Mr. Lee's estate argued that Section 2056(b)(3) authorized the marital deduction, even though Mrs. Lee did not survive Mr. Lee. Section 2056(b)(3) reads:

"(3) Interest of spouse conditional on survival for limited period.—For purposes of this subsection, an interest passing to the surviving spouse shall not be considered as an interest which will terminate or fail on the death of such spouse if—

(A) such death will cause a termination or failure of such interest only if it occurs within a period not exceeding 6 months after the decedent's death, or only if it occurs as a result of a common disaster resulting in the death of the decedent and the surviving spouse, or only if it occurs in the case of either such event; and

(B) such termination or failure does not in fact occur."

Not so fast, says the Tax Court.
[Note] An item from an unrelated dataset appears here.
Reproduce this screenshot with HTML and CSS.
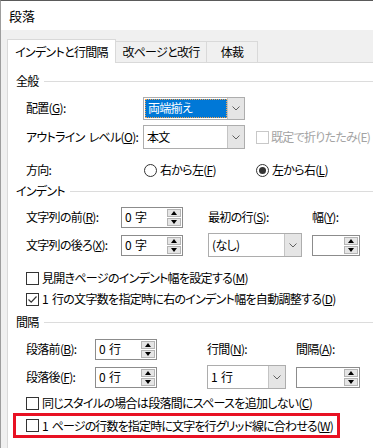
FILE: index.html
```html
<!DOCTYPE html>
<html lang="ja">
<head>
<meta charset="utf-8">
<link rel="stylesheet" href="styles.css">
</head>
<body>
<div class="window">
  <div class="titlebar">段落</div>
  <div class="tabstrip">
    <div class="tab tab-indent active">インデントと行間隔</div>
    <div class="tab tab-break">改ページと改行</div>
    <div class="tab tab-layout">体裁</div>
  </div>
  <div class="panel">
    <div class="group-head head-general"><span>全般</span></div>

    <div class="row row-align">
      <span class="lbl lbl-general">配置(<u>G</u>):</span>
      <div class="combo combo-general focused">
        <div class="combo-val"><span class="sel">両端揃え</span></div>
        <div class="combo-btn"><svg width="8" height="5" viewBox="0 0 8 5"><polyline points="0.5,0.5 4,4 7.5,0.5" fill="none" stroke="#606060" stroke-width="1"/></svg></div>
      </div>
    </div>

    <div class="row row-outline">
      <span class="lbl lbl-general">アウトライン レベル(<u>O</u>):</span>
      <div class="combo combo-general combo-outline">
        <div class="combo-val">本文</div>
        <div class="combo-btn"><svg width="8" height="5" viewBox="0 0 8 5"><polyline points="0.5,0.5 4,4 7.5,0.5" fill="none" stroke="#606060" stroke-width="1"/></svg></div>
      </div>
      <div class="check check-collapse disabled"><span class="cb"></span><span>既定で折りたたみ(E)</span></div>
    </div>

    <div class="row row-dir">
      <span class="lbl lbl-general">方向:</span>
      <div class="radio-item radio-rtl"><span class="radio"></span><span>右から左(<u>F</u>)</span></div>
      <div class="radio-item radio-ltr"><span class="radio on"></span><span>左から右(<u>L</u>)</span></div>
    </div>

    <div class="group-head head-indent"><span>インデント</span></div>

    <div class="grid grid-indent">
      <span class="lbl">文字列の前(<u>R</u>):</span>
      <div class="spin spin-62"><span class="spin-val">0 字</span><div class="spin-btns"><span class="up"></span><span class="dn"></span></div></div>
      <span class="lbl">最初の行(<u>S</u>):</span>
      <span class="lbl">幅(<u>Y</u>):</span>

      <span class="lbl">文字列の後ろ(<u>X</u>):</span>
      <div class="spin spin-62"><span class="spin-val">0 字</span><div class="spin-btns"><span class="up"></span><span class="dn"></span></div></div>
      <div class="combo combo-first">
        <div class="combo-val">(なし)</div>
        <div class="combo-btn"><svg width="8" height="5" viewBox="0 0 8 5"><polyline points="0.5,0.5 4,4 7.5,0.5" fill="none" stroke="#606060" stroke-width="1"/></svg></div>
      </div>
      <div class="spin spin-48"><span class="spin-val"></span><div class="spin-btns"><span class="up"></span><span class="dn"></span></div></div>
    </div>

    <div class="check check-row check-mirror"><span class="cb"></span><span>見開きページのインデント幅を設定する(<u>M</u>)</span></div>
    <div class="check check-row check-auto"><span class="cb checked"><svg width="11" height="11" viewBox="0 0 11 11"><polyline points="1.5,5.5 4.2,8.2 9.5,2.5" fill="none" stroke="#333" stroke-width="1.2"/></svg></span><span>1 行の文字数を指定時に右のインデント幅を自動調整する(<u>D</u>)</span></div>

    <div class="group-head head-spacing"><span>間隔</span></div>

    <div class="grid grid-spacing">
      <span class="lbl">段落前(<u>B</u>):</span>
      <div class="spin spin-62"><span class="spin-val">0 行</span><div class="spin-btns"><span class="up"></span><span class="dn"></span></div></div>
      <span class="lbl">行間(<u>N</u>):</span>
      <span class="lbl">間隔(<u>A</u>):</span>

      <span class="lbl">段落後(<u>F</u>):</span>
      <div class="spin spin-62"><span class="spin-val">0 行</span><div class="spin-btns"><span class="up"></span><span class="dn"></span></div></div>
      <div class="combo combo-line">
        <div class="combo-val">1 行</div>
        <div class="combo-btn"><svg width="8" height="5" viewBox="0 0 8 5"><polyline points="0.5,0.5 4,4 7.5,0.5" fill="none" stroke="#606060" stroke-width="1"/></svg></div>
      </div>
      <div class="spin spin-64"><span class="spin-val"></span><div class="spin-btns"><span class="up"></span><span class="dn"></span></div></div>
    </div>

    <div class="check check-row check-same"><span class="cb"></span><span>同じスタイルの場合は段落間にスペースを追加しない(<u>C</u>)</span></div>

    <div class="highlight">
      <div class="check check-grid"><span class="cb"></span><span>1 ページの行数を指定時に文字を行グリッド線に合わせる(<u>W</u>)</span></div>
    </div>
  </div>
</div>
</body>
</html>
```

FILE: styles.css
```css
* { box-sizing: border-box; }
html, body { margin: 0; padding: 0; }
body {
  width: 373px;
  height: 448px;
  overflow: hidden;
  background: #f0f0f0;
  font-family: "Noto Sans CJK JP", "Noto Sans", sans-serif;
  font-size: 12px;
  letter-spacing: -0.7px;
  word-spacing: 2px;
  line-height: 16px;
  color: #000;
  font-feature-settings: "palt";
}
u { text-decoration: underline; text-underline-offset: 1px; }

.window {
  height: 448px;
  border-top: 1px solid #5a5a5a;
  border-left: 1px solid #9d9d9d;
  display: flex;
  flex-direction: column;
}
.titlebar {
  height: 29px;
  background: #fff;
  padding-left: 8px;
  display: flex;
  align-items: center;
  font-size: 13px;
  letter-spacing: 0;
}
.tabstrip {
  height: 32px;
  flex: none;
  background: #f0f0f0;
  padding-left: 6px;
  display: flex;
  align-items: flex-end;
}
.tab {
  height: 21px;
  border: 1px solid #d9d9d9;
  border-bottom: none;
  background: #f0f0f0;
  margin-left: -1px;
  display: flex;
  align-items: center;
  justify-content: center;
}
.tab-indent { width: 109px; margin-left: 0; }
.tab-break { width: 92px; }
.tab-layout { width: 52px; }
.tab.active {
  height: 24px;
  margin-bottom: -1px;
  background: #fff;
  z-index: 1;
}

.panel {
  flex: 1;
  background: #fff;
  margin-left: 6px;
  border-top: 1px solid #d9d9d9;
  border-left: 1px solid #d9d9d9;
}

.group-head {
  height: 18px;
  padding-left: 8px;
  display: flex;
  align-items: center;
  gap: 5px;
}
.group-head::after {
  content: "";
  flex: 1;
  height: 1px;
  background: #dcdcdc;
}
.head-general { margin-top: 9px; }
.head-indent { margin-top: 2px; }
.head-spacing { margin-top: 5px; }

.row {
  padding-left: 18px;
  display: flex;
  align-items: center;
}
.row-align { margin-top: 6px; height: 24px; }
.row-outline { margin-top: 5px; height: 24px; }
.row-dir { margin-top: 11px; height: 20px; }

.lbl { white-space: nowrap; }
.lbl-general { width: 117px; flex: none; }

.combo {
  display: flex;
  border: 1px solid #adadad;
  background: #fff;
}
.combo-val {
  flex: 1;
  display: flex;
  align-items: center;
  padding-left: 3px;
  white-space: nowrap;
}
.combo-btn {
  width: 17px;
  flex: none;
  background: #e5e5e5;
  border-left: 1px solid #c4c4c4;
  display: flex;
  align-items: center;
  justify-content: center;
}
.combo-general { width: 102px; height: 23px; }
.combo-outline { height: 24px; }
.combo-first { width: 94px; height: 24px; }
.combo-line { width: 79px; height: 24px; }
.focused .combo-val { padding: 1px 0 1px 1px; }
.sel {
  flex: 1;
  align-self: stretch;
  display: flex;
  align-items: center;
  background: #0078d7;
  color: #fff;
  border: 1px dotted #f7a24a;
  padding-left: 2px;
}

.check {
  display: flex;
  align-items: center;
  gap: 3px;
  white-space: nowrap;
}
.cb {
  width: 13px;
  height: 13px;
  flex: none;
  border: 1px solid #333;
  background: #fff;
  display: flex;
  align-items: center;
  justify-content: center;
}
.check.disabled { color: #a3a3a3; }
.check.disabled .cb { border-color: #c8c8c8; }
.check-collapse { margin-left: 11px; gap: 2px; }
.check-row { padding-left: 18px; height: 18px; }
.check-mirror { margin-top: 12px; }
.check-auto { margin-top: 3px; }
.check-same { margin-top: 5px; }
.check-grid { letter-spacing: -0.85px; }

.radio-item {
  display: flex;
  align-items: center;
  gap: 3px;
  white-space: nowrap;
}
.radio-rtl { width: 112px; flex: none; padding-left: 1px; }
.radio-ltr { padding-left: 1px; }
.radio {
  width: 13px;
  height: 13px;
  flex: none;
  border: 1px solid #333;
  border-radius: 50%;
  display: flex;
  align-items: center;
  justify-content: center;
}
.radio.on::after {
  content: "";
  width: 7px;
  height: 7px;
  border-radius: 50%;
  background: #333;
}

.grid {
  display: grid;
  padding-left: 18px;
  grid-template-rows: 22px 24px;
  row-gap: 5px;
  align-items: center;
}
.grid-indent {
  margin-top: 6px;
  grid-template-columns: 95px 87px 104px 48px;
}
.grid-spacing {
  margin-top: 7px;
  grid-template-columns: 69px 112px 89px 64px;
}

.spin {
  height: 21px;
  display: flex;
  align-items: center;
  border: 1px solid #8c8c8c;
  background: #fff;
  padding-right: 1px;
}
.spin-62 { width: 62px; }
.spin-48 { width: 48px; }
.spin-64 { width: 64px; }
.spin-val { flex: 1; padding-left: 3px; white-space: nowrap; }
.spin-btns {
  width: 14px;
  height: 17px;
  flex: none;
  display: flex;
  flex-direction: column;
  gap: 1px;
}
.spin-btns span {
  flex: 1;
  background: #e5e5e5;
  border: 1px solid #b4b4b4;
  display: flex;
  align-items: center;
  justify-content: center;
}
.spin-btns .up::before {
  content: "";
  border-left: 3.5px solid transparent;
  border-right: 3.5px solid transparent;
  border-bottom: 4px solid #000;
}
.spin-btns .dn::before {
  content: "";
  border-left: 3.5px solid transparent;
  border-right: 3.5px solid transparent;
  border-top: 4px solid #000;
}

.highlight {
  margin-top: 1px;
  margin-left: 5px;
  width: 327px;
  height: 25px;
  border: 3px solid #e81123;
  padding-left: 10px;
  display: flex;
  align-items: center;
}
```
Noting that Section 2056(b)(3) exists to permit a marital deduction even if the passing of an interest to a surviving spouse is conditioned upon the spouse's surviving the decedent by a period not exceeding 6 months if the spouse in fact survives the requisite 6 months, the Court held that neither Section 2056(b)(3) nor the provisions of Mr. Lee's Last Will can change the plain language that a marital deduction is available only for a transfer to a SURVIVING spouse.